Don't worry about it unless you think it would be a good thing for which to account. Just wanted to bring it to your attention. The odd characters were simply stress testing for my application. Just wanted to see what would happen with odd characters in the data as I won't have control over the data used.

Also, another question. If set LabelParams(0, -1) like this. Should I be able to see column names using a row Index? I keep getting this turned around in my head. I was thinking if I was using column names rather than indexes the row index wouldn't apply to the column header row.

Thanks again for such a great library.

Jim

Thanks for the quick reply! For the leading " character I may skip adding any special functionality for that for now, as it's very common for CSV parsers/readers to treat such data as a quoted cell (in rapidcsv's case until end double quote or end of file).

The way I reason about LabelParams(pColumnNameIdx, pRowNameIdx) is that it allows me to specify where in the raw (zero-index based) CSV data are the "column and row labels".

If the pColumnNameIdx is specified as 0 (as in your example), it means at row 0 there are labels to be treated as column names (this is a common CSV layout).

With pRowNameIdx specified as -1 (again, as in your example), it means that there are no row labels.

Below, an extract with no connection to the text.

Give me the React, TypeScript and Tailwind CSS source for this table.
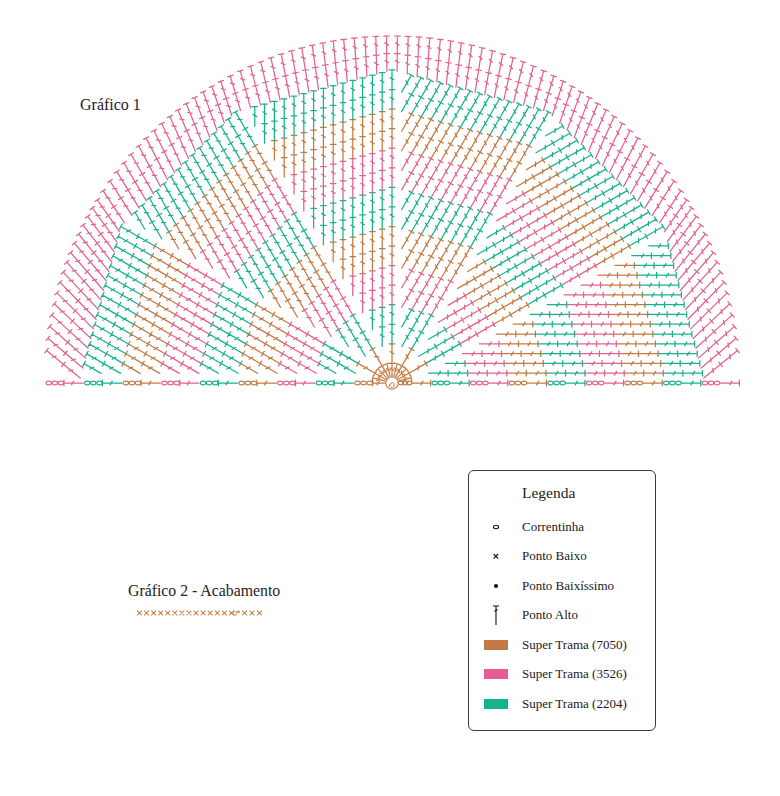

When using functions like GetCell() we are accessing data excluding the labels set up. So for a file like https://github.com/d99kris/rapidcsv/blob/master/examples/colrowhdr.csv then GetCell("Open", "2017-02-24") would be equivalent to calling GetCell(0, 0).

If you want to access the entire raw CSV file using GetCell, GetColumn, GetRow, you need to tell rapidcsv to not treat any data as labels, by setting LabelParams(-1, -1).

Hope this clarifies.

Understood. I just thought if I told it to use column names then I wouldn't be able to use an index number in the row and see the column returned as a value. Another thing that isn't a big deal as long as I know what to expect. Just caught me off guard when I was returning rows and it returned the column headers as a row.

Thanks again.

Jim

Ok, yeah, so rapidcsv allows you to use column index even after specifying that there's for example a column with row labels. But that column index will be zero-based and point to after the column of row labels..

No problem. Expectations is the main problem, rather than how it works... was just expecting it to act a certain way :-)

jim

Totally understandable. I've been thinking of some graphical illustration to show how it works (and how labels map to indices), but I've not come around to putting something together yet.

I'll close this issue for now. Feel free to re-open for any follow-up questions.